[Supplied material start]
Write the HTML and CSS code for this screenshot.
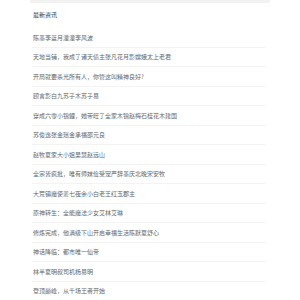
FILE: index.html
```html
<!DOCTYPE html>
<html lang="zh-CN">
<head>
<meta charset="utf-8">
<link rel="stylesheet" href="styles.css">
</head>
<body>
<div class="panel">
  <div class="top-bar"></div>
  <div class="head">最新资讯</div>
  <ul class="news">
    <li>陈墨李蓝月潼潼李风波</li>
    <li>天地当铺，我成了诸天债主张凡花月影嫦娥太上老君</li>
    <li>开局就要杀光所有人，你管这叫精神良好?</li>
    <li>顾言影白九苏子木苏子易</li>
    <li>穿成六零小锦鲤，她带旺了全家木锦赵梅石桂花木建国</li>
    <li>苏俊逸张金瑶金承福邵元良</li>
    <li>赵牧夏家大小姐吴慧赵远山</li>
    <li>全宗皆疯批，唯有师妹俭受宠严辞墨庆北晚宋安牧</li>
    <li>大荒镇魔使姜七夜余小白老王红玉郡主</li>
    <li>原神转生：全能魔法少女艾林艾琳</li>
    <li>修炼完成，他满级下山开启幸福生活陈默夏舒心</li>
    <li>神话降临：都市唯一仙帝</li>
    <li>林半夏明叔司机杨易明</li>
    <li>登顶巅峰，从千场王者开始</li>
  </ul>
</div>
</body>
</html>
```
FILE: styles.css
```css
html, body {
  margin: 0;
  padding: 0;
  background: #fff;
}
body {
  font-family: "Noto Sans CJK SC", "Noto Sans", sans-serif;
}
.panel {
  width: 240px;
  margin: 0 auto;
}
.top-bar {
  height: 3px;
  background: #f2f2f2;
}
.head {
  height: 22px;
  padding: 0 0 3px 3px;
  display: flex;
  align-items: center;
  font-size: 6px;
  color: #333;
}
.news {
  list-style: none;
  margin: 0 4px 0 2px;
  padding: 0;
}
.news li {
  height: 18.5px;
  border-bottom: 1px solid #f3f3f3;
  display: flex;
  align-items: center;
  padding-left: 1px;
  font-size: 6px;
  color: #666;
  white-space: nowrap;
}
```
[Supplied material end]
= Task to carry out =
Return the listing above word for word, with the pictures removed.

= The result =
Write the HTML and CSS code for this screenshot.
FILE: index.html
```html
<!DOCTYPE html>
<html lang="zh-CN">
<head>
<meta charset="utf-8">
<link rel="stylesheet" href="styles.css">
</head>
<body>
<div class="panel">
  <div class="top-bar"></div>
  <div class="head">最新资讯</div>
  <ul class="news">
    <li>陈墨李蓝月潼潼李风波</li>
    <li>天地当铺，我成了诸天债主张凡花月影嫦娥太上老君</li>
    <li>开局就要杀光所有人，你管这叫精神良好?</li>
    <li>顾言影白九苏子木苏子易</li>
    <li>穿成六零小锦鲤，她带旺了全家木锦赵梅石桂花木建国</li>
    <li>苏俊逸张金瑶金承福邵元良</li>
    <li>赵牧夏家大小姐吴慧赵远山</li>
    <li>全宗皆疯批，唯有师妹俭受宠严辞墨庆北晚宋安牧</li>
    <li>大荒镇魔使姜七夜余小白老王红玉郡主</li>
    <li>原神转生：全能魔法少女艾林艾琳</li>
    <li>修炼完成，他满级下山开启幸福生活陈默夏舒心</li>
    <li>神话降临：都市唯一仙帝</li>
    <li>林半夏明叔司机杨易明</li>
    <li>登顶巅峰，从千场王者开始</li>
  </ul>
</div>
</body>
</html>
```
FILE: styles.css
```css
html, body {
  margin: 0;
  padding: 0;
  background: #fff;
}
body {
  font-family: "Noto Sans CJK SC", "Noto Sans", sans-serif;
}
.panel {
  width: 240px;
  margin: 0 auto;
}
.top-bar {
  height: 3px;
  background: #f2f2f2;
}
.head {
  height: 22px;
  padding: 0 0 3px 3px;
  display: flex;
  align-items: center;
  font-size: 6px;
  color: #333;
}
.news {
  list-style: none;
  margin: 0 4px 0 2px;
  padding: 0;
}
.news li {
  height: 18.5px;
  border-bottom: 1px solid #f3f3f3;
  display: flex;
  align-items: center;
  padding-left: 1px;
  font-size: 6px;
  color: #666;
  white-space: nowrap;
}
```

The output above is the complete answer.